Good past regular-season win over the Jets: October 27, 2002: Cleveland 24, New York 21- Dedicating the game to the recently deceased Al Lerner, the Browns fell behind 21-3 early in the second quarter but grounded the Jets offense and ripped off the last twenty-one unanswered points to win. Tim Couch threw for 307 yards and a pair of third-quarter touchdown passes and tied the game on a no-look, desperation two-point mini-Hail Mary to Dennis Northcutt as he was being tackled. Phil Dawson's field goal with 3:30 sent the Browns ahead to stay. The victory- along with an ill-advised question from a New York media member- led directly to Herm Edwards's "You play... to win... the game!" jeremiad in his ensuing Monday press conference.
Bad Past Loss to the Jets: September 11, 1988: New York 23, Cleveland 3- A Municipal Stadium crowd of over 74,000 caught a glimpse of life without Bernie Kosar, and what they saw was not pretty. Playing without the franchise quarterback, injured in the previous week's opener in Kansas City, the Browns went nowhere, scoring their only points on a Matt Bahr field goal, and were dominated on both lines of scrimmage in a flat, dispirited effort.

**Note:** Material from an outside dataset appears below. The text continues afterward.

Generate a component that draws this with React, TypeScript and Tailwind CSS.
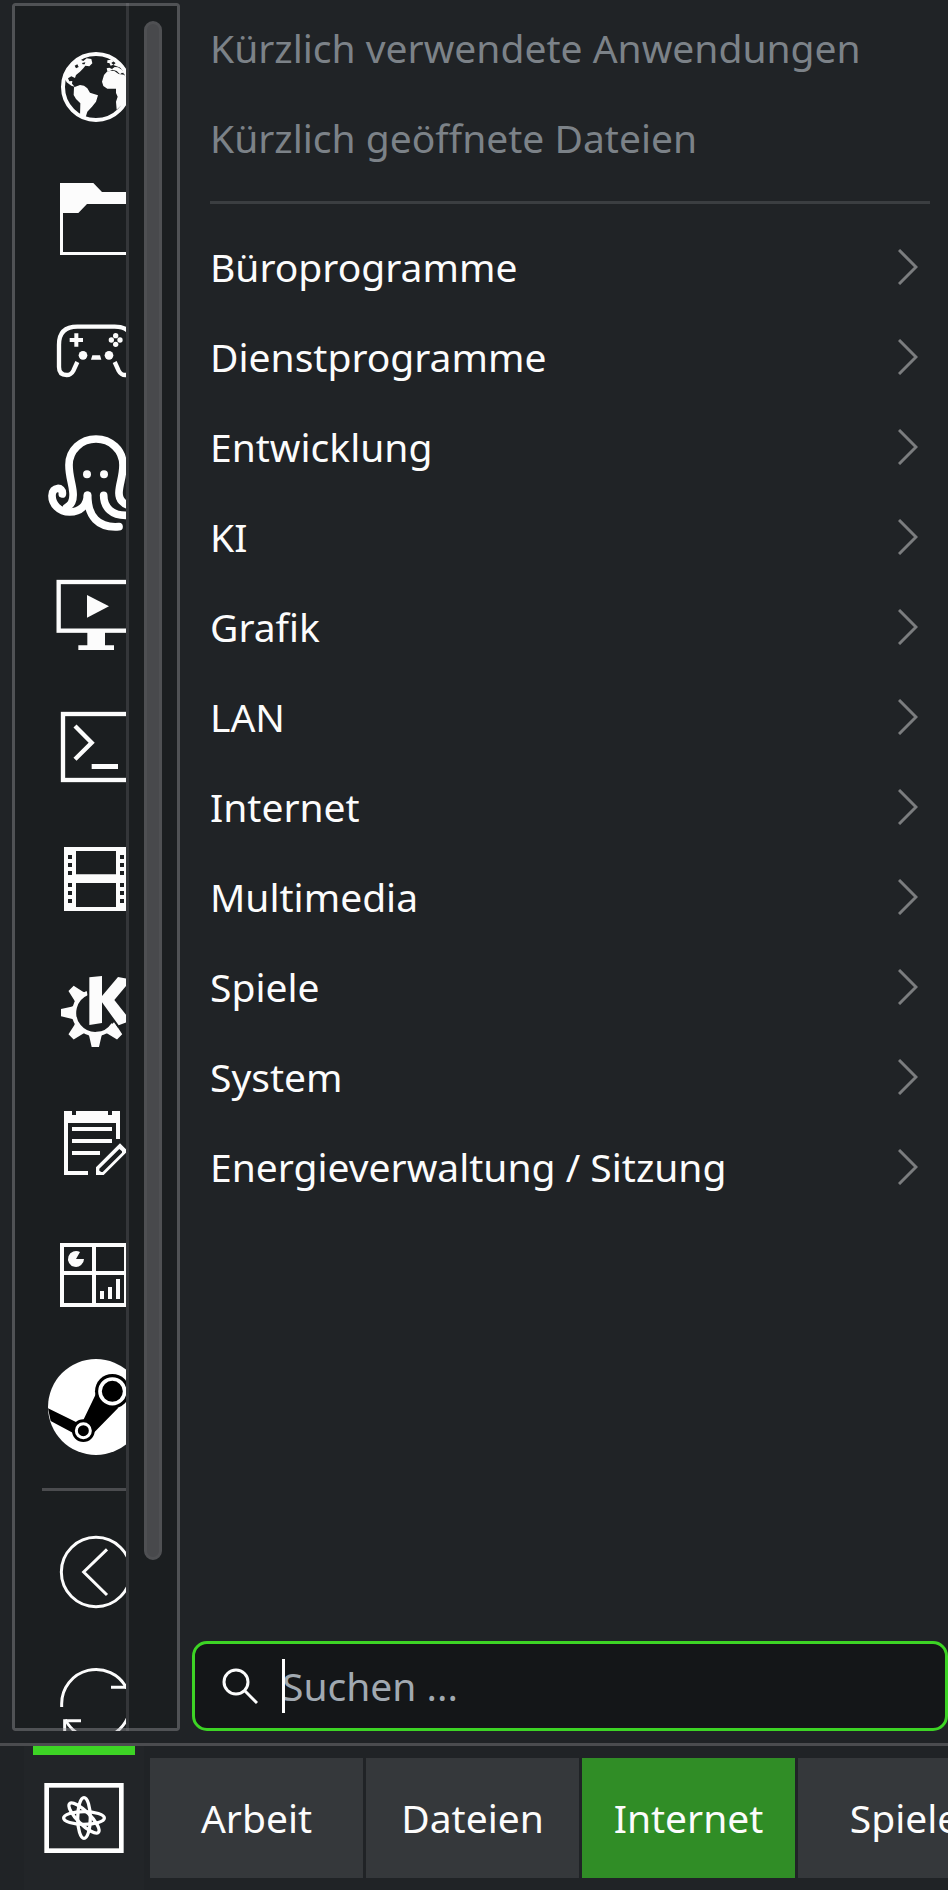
import type { ReactNode } from "react";

const INK = "#fcfcfc";
const PANEL = "#1b1e20";

// All favourites share one 288 unit grid, drawn at 96px
function Icon({ children }: { children: ReactNode }) {
    return (
        <svg viewBox="0 0 288 288" className="size-24 shrink-0" fill={INK} aria-hidden="true">
            {children}
        </svg>
    );
}

function GlobeIcon() {
    return (
        <Icon>
            <circle cx="144" cy="144" r="99" fill="none" stroke={INK} strokeWidth="12" />
            <path d="M50 118 L54 92 L78 66 L98 62 L106 66 L116 58 L130 60 L133 73 L124 82 L112 80 L106 88 L96 98 L84 108 L81 117 L70 112 L60 118 L64 127 L73 126 L72 134 L80 143 L70 140 L56 130Z" />
            <path d="M78 145 L96 138 L108 140 L118 148 L126 161 L150 169 L144 188 L132 203 L118 218 L112 238 L96 232 L97 193 L84 180 L77 168Z" />
            <path d="M162 128 L168 108 L178 97 L198 95 L212 105 L228 107 L238 118 L246 140 L240 180 L206 212 L204 188 L209 173 L204 162 L204 149 L178 149 L166 141Z" />
            <path d="M176 88 L184 86 L192 90 L200 84 L210 85 L222 92 L230 104 L222 101 L216 106 L206 96 L194 92 L186 96 L178 96Z" />
            <path d="M178 64 L190 62 L198 66 L190 72 L196 77 L188 80 L184 72 L178 72Z M196 78 L206 70 L226 80 L238 106 L222 88Z" />
            <path d="M80 80 L88 76 L92 84 L84 88Z M102 72 L112 70 L110 76 L104 76Z" fill={PANEL} />
        </Icon>
    );
}

function FolderIcon() {
    return (
        <Icon>
            <path fillRule="evenodd" d="M36 36 H136 L162 63 H252 V252 H36Z M45 126 H91 L117 99 H243 V243 H45Z" />
        </Icon>
    );
}

function GamepadIcon() {
    return (
        <Icon>
            <path
                d="M88 177 L76 203 Q69 216 56 216 Q33 216 33 192 V125 Q33 71 88 71 H200 Q255 71 255 125 V192 Q255 216 232 216 Q219 216 212 203 L200 177"
                fill="none"
                stroke={INK}
                strokeWidth="13"
            />
            <path d="M79 91 H91 V105 H105 V117 H91 V131 H79 V117 H65 V105 H79Z" />
            <circle cx="203" cy="98" r="8" />
            <circle cx="203" cy="124" r="8" />
            <circle cx="190" cy="111" r="8" />
            <circle cx="216" cy="111" r="8" />
            <circle cx="105" cy="157" r="13" />
            <circle cx="183" cy="157" r="13" />
            <path d="M133 157 H156 L160 170 H129Z" />
        </Icon>
    );
}

function OctopusIcon() {
    return (
        <Icon>
            <g fill="none" stroke="#fff" strokeWidth="23" strokeLinecap="round">
                <path d="M56 217 C70 210 77 194 75 172 C73 145 63 125 63 90 C63 45 100 12 144 12 C188 12 225 45 225 90 C225 125 214 145 213 172 C212 194 226 208 246 212" />
                <path d="M118 181 C118 210 98 231 65 231 C32 231 12 206 12 182 C12 154 46 154 43 177" />
                <path d="M119 181 C119 244 150 280 213 275" />
                <path d="M167 181 C167 218 192 242 236 241" />
            </g>
            <circle cx="117" cy="118" r="12" />
            <circle cx="168" cy="118" r="12" />
        </Icon>
    );
}

function ScreenIcon() {
    return (
        <Icon>
            <rect x="32" y="45" width="224" height="146" fill="none" stroke={INK} strokeWidth="13" />
            <path d="M117 84 L183 118 L117 152Z" />
            <path d="M118 191 H171 V235 H198 V249 H91 V235 H118Z" />
        </Icon>
    );
}

function TerminalIcon() {
    return (
        <Icon>
            <rect x="45" y="45" width="198" height="198" fill="none" stroke={INK} strokeWidth="13" />
            <path d="M81 81 L131 131 L81 181" fill="none" stroke={INK} strokeWidth="13" />
            <path d="M131 195 H210 V210 H131Z" />
        </Icon>
    );
}

function FilmIcon() {
    return (
        <Icon>
            <path
                fillRule="evenodd"
                d="M48 48 H240 V240 H48Z M84 60 V130 H204 V60Z M84 156 V228 H204 V156Z M60 72 V84 H72 V72Z M60 96 V108 H72 V96Z M60 120 V132 H72 V120Z M60 156 V168 H72 V156Z M60 180 V192 H72 V180Z M60 204 V216 H72 V204Z M216 72 V84 H228 V72Z M216 96 V108 H228 V96Z M216 120 V132 H228 V120Z M216 156 V168 H228 V156Z M216 180 V192 H228 V180Z M216 204 V216 H228 V204Z"
            />
        </Icon>
    );
}

function KdeIcon() {
    const tooth = "M-103 -11 V11 L-72 18 L-60 22 V-22 L-72 -18Z";
    return (
        <Icon>
            <g transform="translate(142 149)">
                <path d="M-24 -59 A64 64 0 1 0 54 35" fill="none" stroke={INK} strokeWidth="13" />
                {[0, 45, -45, -90, -135].map((angle) => (
                    <path key={angle} d={tooth} transform={`rotate(${angle})`} />
                ))}
            </g>
            <g stroke={PANEL} strokeWidth="12" paintOrder="stroke">
                <path d="M124 43 L162 39 V180 L124 186Z M162 99 L210 42 L250 50 L199 111 L248 173 L212 187 L162 118Z" />
            </g>
        </Icon>
    );
}

function NotesIcon() {
    return (
        <Icon>
            <path d="M48 48 H72 V60 H84 V48 H180 V60 H192 V48 H216 V132 H204 V84 H60 V228 H120 V240 H48Z" />
            <path d="M72 96 H192 V108 H72Z M72 132 H192 V144 H72Z M72 168 H156 V180 H72Z" />
            <path fillRule="evenodd" d="M144 217 L216 145 L239 168 L167 240 H144Z M154 221 V227 L160 231 H164 L222 173 V169 L214 162Z" />
        </Icon>
    );
}

function DashboardIcon() {
    return (
        <Icon>
            <path fillRule="evenodd" d="M36 48 H240 V240 H36Z M48 60 V132 H132 V60Z M144 60 V132 H228 V60Z M48 144 V228 H132 V144Z M144 144 V228 H228 V144Z" />
            <path d="M84 96 H108 A24 24 0 1 1 96 75Z" />
            <path d="M156 192 H168 V216 H156Z M180 180 H192 V216 H180Z M204 156 H216 V216 H204Z" />
        </Icon>
    );
}

function SteamIcon() {
    return (
        <Icon>
            <circle cx="144" cy="144" r="144" fill="#fff" />
            <g fill="#000">
                <path d="M0 148 L84 189 L106 183 L144 104 L211 146 L139 220 L106 240 L74 221 L8 186Z" />
                <circle cx="193" cy="97" r="52" />
                <circle cx="106" cy="215" r="34" />
            </g>
            <circle cx="193" cy="97" r="37" fill="none" stroke="#fff" strokeWidth="11" />
            <circle cx="106" cy="215" r="21" fill="none" stroke="#fff" strokeWidth="9" />
        </Icon>
    );
}

function BackIcon() {
    return (
        <Icon>
            <g fill="none" stroke={INK} strokeWidth="9">
                <circle cx="144" cy="144" r="104" />
                <path d="M177 76 L107 144 L177 213" />
            </g>
        </Icon>
    );
}

function RefreshIcon() {
    return (
        <Icon>
            <g fill="none" stroke={INK} strokeWidth="9">
                <path d="M41 153 V144 A103 103 0 0 1 236 97" />
                <path d="M189 94 H239 V45" />
                <path d="M247 135 V144 A103 103 0 0 1 52 191" />
                <path d="M99 194 H50 V243" />
            </g>
        </Icon>
    );
}

function AtomIcon() {
    return (
        <svg viewBox="0 0 240 210" className="h-[70px] w-20" fill="none" stroke="#fff" aria-hidden="true">
            <rect x="8" y="7" width="224" height="196" strokeWidth="14" />
            <g strokeWidth="10">
                <ellipse cx="120" cy="105" rx="61" ry="19" />
                <ellipse cx="120" cy="105" rx="19" ry="61" />
                <ellipse cx="120" cy="105" rx="61" ry="19" transform="rotate(45 120 105)" />
            </g>
        </svg>
    );
}

function Chevron() {
    return (
        <svg viewBox="0 0 20 36" className="h-9 w-5 shrink-0" fill="none" stroke="#7b7d7f" strokeWidth="3" aria-hidden="true">
            <path d="M1 1 L18 18 L1 35" />
        </svg>
    );
}

const favourites = [
    { name: "Webbrowser", icon: <GlobeIcon /> },
    { name: "Dateiverwaltung", icon: <FolderIcon /> },
    { name: "Spiele", icon: <GamepadIcon /> },
    { name: "Octopus", icon: <OctopusIcon /> },
    { name: "Videowiedergabe", icon: <ScreenIcon /> },
    { name: "Terminal", icon: <TerminalIcon /> },
    { name: "Videoschnitt", icon: <FilmIcon /> },
    { name: "KDE", icon: <KdeIcon /> },
    { name: "Texteditor", icon: <NotesIcon /> },
    { name: "Systemmonitor", icon: <DashboardIcon /> },
    { name: "Steam", icon: <SteamIcon /> },
];

const sessionActions = [
    { name: "Abmelden", icon: <BackIcon /> },
    { name: "Neu starten", icon: <RefreshIcon /> },
];

const recent = ["Kürzlich verwendete Anwendungen", "Kürzlich geöffnete Dateien"];

const categories = [
    "Büroprogramme",
    "Dienstprogramme",
    "Entwicklung",
    "KI",
    "Grafik",
    "LAN",
    "Internet",
    "Multimedia",
    "Spiele",
    "System",
    "Energieverwaltung / Sitzung",
];

const desktops = ["Arbeit", "Dateien", "Internet", "Spiele"];

function IconList({ items }: { items: { name: string; icon: ReactNode }[] }) {
    return (
        <div className="flex flex-col gap-9 pl-9">
            {items.map((item) => (
                <button key={item.name} aria-label={item.name} className="size-24 shrink-0">
                    {item.icon}
                </button>
            ))}
        </div>
    );
}

function Sidebar() {
    return (
        <aside className="relative flex w-[168px] shrink-0 overflow-hidden rounded-[3px] bg-[#1b1e20]">
            <div className="w-[114px] shrink-0 overflow-hidden pt-9">
                <IconList items={favourites} />
                <div className="my-[33px] ml-[30px] h-[3px] bg-[#4b4c4f]" />
                <IconList items={sessionActions} />
            </div>
            <div className="flex flex-1 border-l-3 border-[#343639] pt-[18px] pl-[15px]">
                <div className="h-[90%] w-[18px] rounded-full border-3 border-[#4f5053] bg-[#48494c]" />
            </div>
            <div className="pointer-events-none absolute inset-0 rounded-[3px] border-3 border-[#a0a1a6]/40" />
        </aside>
    );
}

function Menu() {
    return (
        <nav className="flex flex-col px-[18px]">
            {recent.map((label) => (
                <button key={label} disabled className="h-[90px] text-left whitespace-nowrap text-[#7c8288]">
                    {label}
                </button>
            ))}
            <hr className="my-[18px] border-t-3 border-[#3b3e41]" />
            {categories.map((label) => (
                <button key={label} className="flex h-[90px] items-center justify-between pr-3 text-left whitespace-nowrap">
                    {label}
                    <Chevron />
                </button>
            ))}
        </nav>
    );
}

function Search() {
    return (
        <label className="mt-auto flex h-[90px] items-center rounded-[15px] border-3 border-[#3dd425] bg-[#141618] pl-[27px]">
            <svg viewBox="0 0 36 36" className="size-9 shrink-0" fill="none" stroke={INK} strokeWidth="3" aria-hidden="true">
                <circle cx="14" cy="14" r="12" />
                <path d="M22 22 L35 35" />
            </svg>
            <span className="relative ml-6 flex flex-1">
                <input
                    type="text"
                    aria-label="Suchen"
                    placeholder="Suchen ..."
                    className="h-[54px] w-full bg-transparent outline-none placeholder:text-[#a1a9b1]"
                />
                <span className="absolute inset-y-0 left-0 w-[3px] bg-white" />
            </span>
        </label>
    );
}

function Taskbar() {
    return (
        <footer className="flex h-[147px] shrink-0 overflow-hidden border-t-3 border-[#4b4c4f] pl-6">
            <button aria-label="Anwendungsmenü" className="flex w-[120px] shrink-0 flex-col items-center bg-[#222528]">
                <span className="h-[9px] w-[102px] bg-[#3dd425]" />
                <span className="mt-7">
                    <AtomIcon />
                </span>
            </button>
            <div className="flex gap-[3px] py-3 pl-1.5">
                {desktops.map((name) => (
                    <button
                        key={name}
                        className={
                            name === "Internet"
                                ? "w-[213px] shrink-0 bg-[#308d26]"
                                : "w-[213px] shrink-0 bg-[#35383b]"
                        }
                    >
                        {name}
                    </button>
                ))}
            </div>
        </footer>
    );
}

export default function App() {
    return (
        <div className="flex h-screen flex-col overflow-hidden bg-[#202326] font-['Noto_Sans',sans-serif] text-[39px] text-[#fcfcfc]">
            <main className="flex min-h-0 flex-1 gap-3 pt-[3px] pb-3 pl-3">
                <Sidebar />
                <div className="flex min-w-0 flex-1 flex-col">
                    <Menu />
                    <Search />
                </div>
            </main>
            <Taskbar />
        </div>
    );
}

The Jets methodically built a 9-3 lead on three Pat Leahy field goals, and put the game away in the fourth quarter with a pair of touchdown plunges by Roger Vick.
Next Week for Both Teams: Cleveland hosts Buffalo; the Jets go to New England.
Trivia: The Jets were the final tenants of New York's famed Polo Grounds, the bathtub-shaped stadium located at West 155th and Eighth Avenue. Their 19-10 loss to the Buffalo Bills on December 14, 1963, is the last professional football game played on Manhattan Island to date.